> -----Original Message-----
> From: David Brownell [mailto:davi...@pacbell.net] 
> Sent: Thursday, June 11, 2009 1:09 PM
> To: Tivy, Robert
> Cc: davinci-linux-open-source@linux.davincidsp.com; Andrea Gasparini
> Subject: Re: EDMA with user provided virtual addresses.
> 
> On Thursday 11 June 2009, Tivy, Robert wrote:
> >      EDMA requires physically contiguous buffers,
> > so in addition to needing to know the physical address,
> > you also must ensure that your buffers are contiguous physically,
> 
> Not really.  The usual way to handle that sort of thing is to 
> make whatever user-to-kernel mapping call you need, which 
> returns something along the lines of a scatterlist.

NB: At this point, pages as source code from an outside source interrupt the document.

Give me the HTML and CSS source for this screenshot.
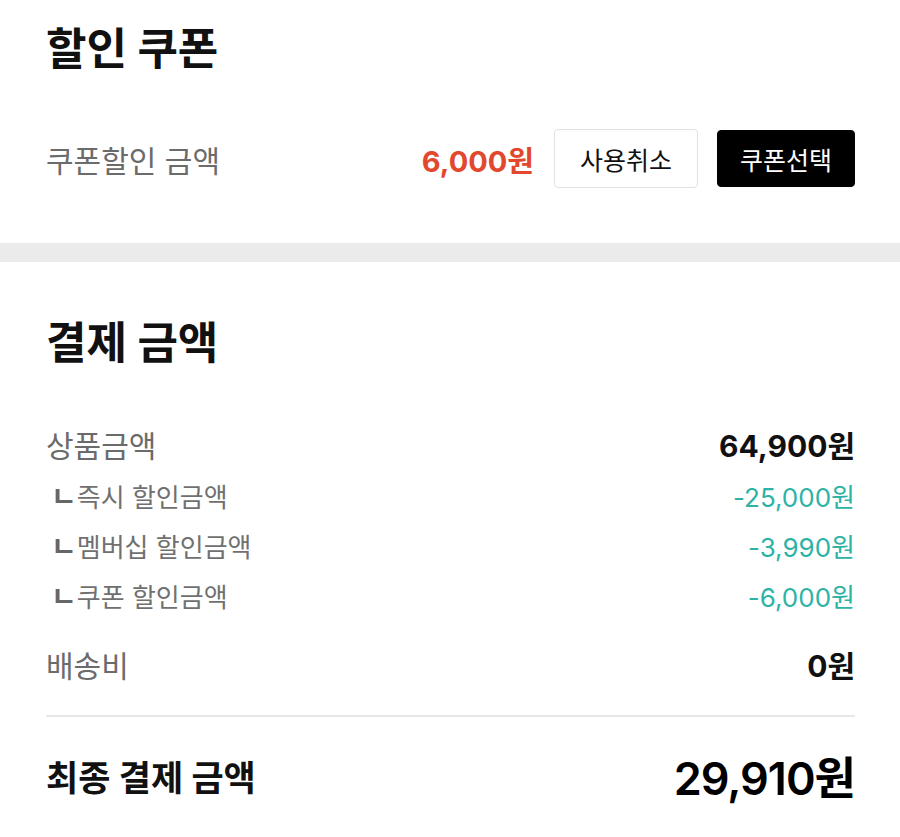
FILE: index.html
```html
<!DOCTYPE html>
<html lang="ko">

<head>
    <meta charset="UTF-8" />
    <meta name="viewport" content="width=device-width, initial-scale=1.0" />
    <title>결제 | 할인 쿠폰</title>
    <link rel="stylesheet" href="styles.css">
</head>

<body>

    <section class="coupon">
        <h2 class="section-title">할인 쿠폰</h2>
        <div class="coupon-row">
            <span class="label">쿠폰할인 금액</span>
            <span class="coupon-amount">6,000원</span>
            <button class="btn btn-outline">사용취소</button>
            <button class="btn btn-dark">쿠폰선택</button>
        </div>
    </section>

    <div class="band"></div>

    <section class="payment">
        <h2 class="section-title">결제 금액</h2>

        <div class="row main-row">
            <span class="label">상품금액</span>
            <span class="value">64,900원</span>
        </div>
        <div class="row sub-row">
            <span class="sub-label"><span class="branch">ㄴ</span>즉시 할인금액</span>
            <span class="discount">-25,000원</span>
        </div>
        <div class="row sub-row">
            <span class="sub-label"><span class="branch">ㄴ</span>멤버십 할인금액</span>
            <span class="discount">-3,990원</span>
        </div>
        <div class="row sub-row">
            <span class="sub-label"><span class="branch">ㄴ</span>쿠폰 할인금액</span>
            <span class="discount">-6,000원</span>
        </div>
        <div class="row main-row shipping">
            <span class="label">배송비</span>
            <span class="value">0원</span>
        </div>

        <div class="divider"></div>

        <div class="row total-row">
            <span class="total-label">최종 결제 금액</span>
            <span class="total-value">29,910원</span>
        </div>
    </section>

</body>

</html>
```

FILE: styles.css
```css
body {
    margin: 0;
    font-family: Inter, "Noto Sans CJK KR", sans-serif;
    background-color: #ffffff;
    color: #111;
}

section {
    padding: 0 45px 0 46px;
}

.section-title {
    margin: 0;
    font-size: 44px;
    line-height: 48px;
    font-weight: 700;
    color: #111;
}

.coupon {
    padding-top: 25px;
    padding-bottom: 55px;
}

.coupon-row {
    display: flex;
    align-items: center;
    margin-top: 56px;
    height: 59px;
}

.label {
    font-size: 30px;
    color: #6b6b6b;
    flex: 1;
}

.coupon-amount {
    font-size: 29px;
    font-weight: 700;
    color: #e1482e;
    margin-right: 20px;
}

.btn {
    height: 59px;
    padding: 0;
    font-family: inherit;
    font-size: 25px;
    white-space: nowrap;
    border-radius: 4px;
    cursor: pointer;
}

.btn-outline {
    background-color: #fff;
    border: 1px solid #e2e2e2;
    color: #111;
    width: 144px;
}

.btn-dark {
    background-color: #000;
    border: 1px solid #000;
    color: #fff;
    margin-left: 19px;
    width: 138px;
    height: 57px;
}

.band {
    height: 19px;
    background-color: #ebebeb;
}

.payment {
    padding-top: 57px;
    padding-bottom: 30px;
}

.row {
    display: flex;
    align-items: center;
    justify-content: space-between;
}

.main-row {
    height: 52px;
    margin-top: 51px;
}

.sub-row {
    height: 50px;
}

.shipping {
    margin-top: 19px;
    height: 50px;
}

.value {
    font-size: 30px;
    font-weight: 700;
    color: #111;
}

.sub-label {
    font-size: 26px;
    color: #707070;
    padding-left: 9px;
}

.branch {
    font-size: 28px;
    font-weight: 700;
    color: #666;
    margin-left: -4px;
}

.discount {
    font-size: 26px;
    color: #2db3a6;
}

.divider {
    height: 2px;
    background-color: #e8e8e8;
    margin-top: 26px;
}

.total-row {
    height: 60px;
    margin-top: 28px;
}

.total-label {
    font-size: 35px;
    font-weight: 700;
    color: #111;
}

.total-value {
    font-size: 45px;
    font-weight: 600;
    color: #000;
    letter-spacing: -1px;
}
```
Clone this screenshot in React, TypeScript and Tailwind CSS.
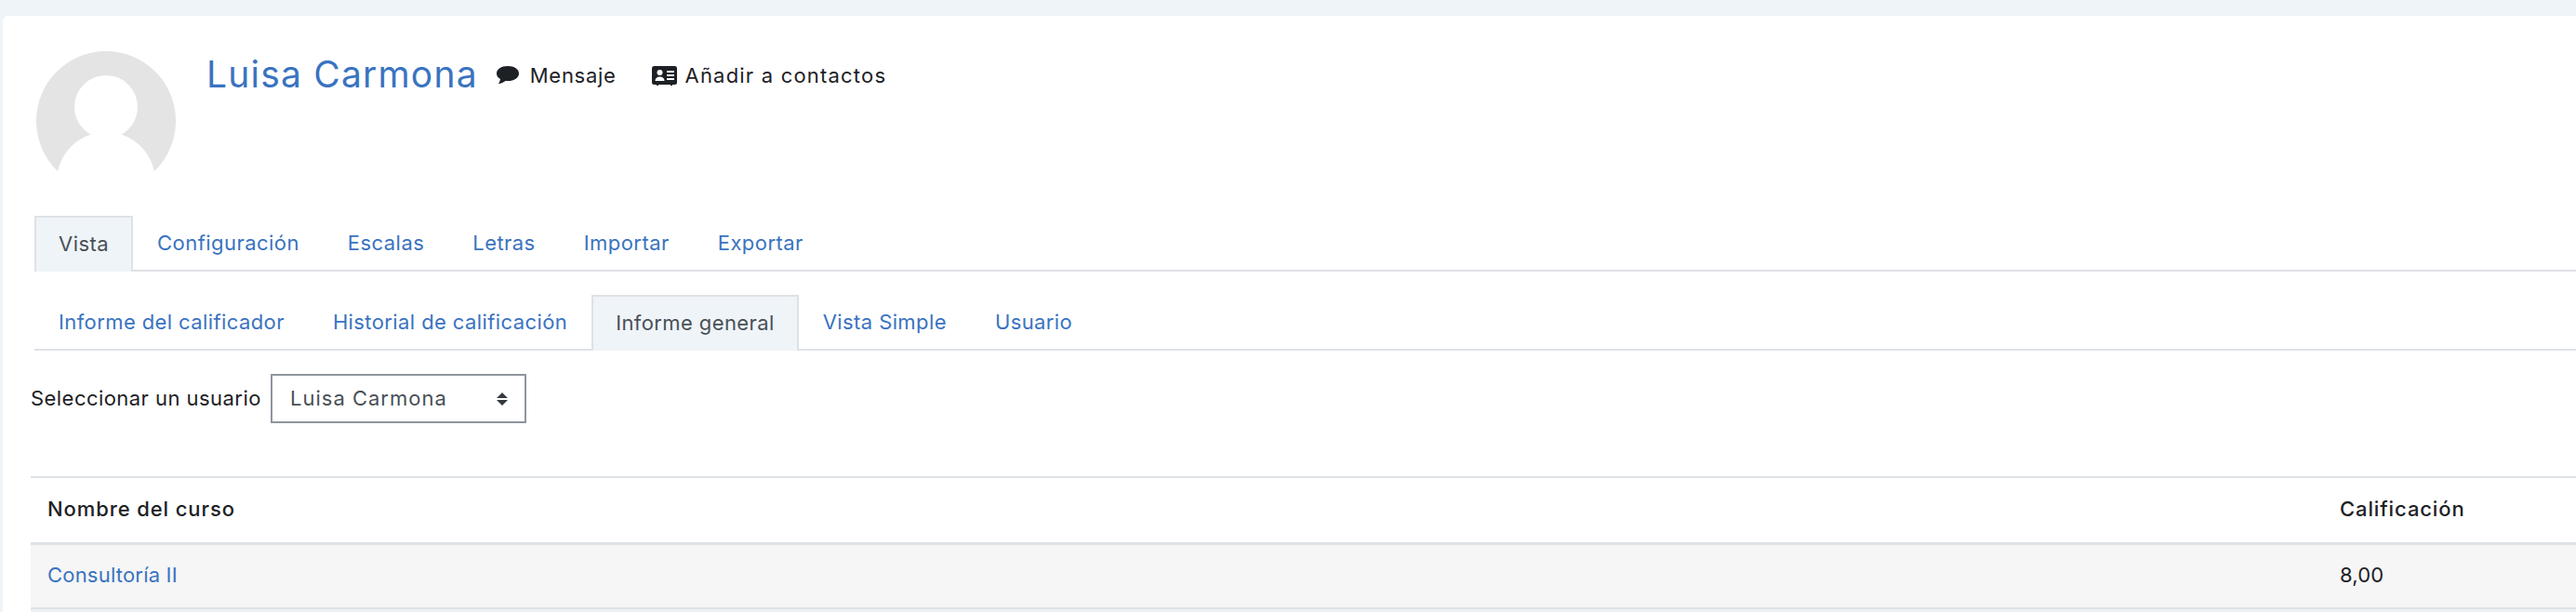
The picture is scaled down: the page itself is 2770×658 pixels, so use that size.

> Then just construct a chain of DMA transfers, one for each segment.
> 
> So a 12 Kbyte userspace buffer might scan three pages:
> 
>       page N+0 offset 1K, len 3K
>       page N+1 offset 0, len 4K
>       page N+2 offset 0, len 1K
> 
> Map that to the kernel, and it'll still be three pages but 
> the page addresses will differ ... say, pages X, Y, and Z.
> Offsets and lengths will be unchanged.  Now just feed EDMA a 
> chain of three transfers.
> 
> That kind of logic is easy to wrap in utility functions.
> (If it were wrapped, would non-DSP code really need CMEM?)
> 

Good point, thanks for letting me know.

So, the requirement for phys contig buffers is mostly for HW accelerators that 
address memory w/o the benefit of an MMU or without chaining capability.   
Having one contig buf for EDMA also makes things simpler to handle, but isn't 
necessary.  CMEM can help in the non-DSP case for those HW accelerators.  One 
last advantage of CMEM - ARM/DSP-based combo code can move over to ARM only 
without any porting, or using a different allocator.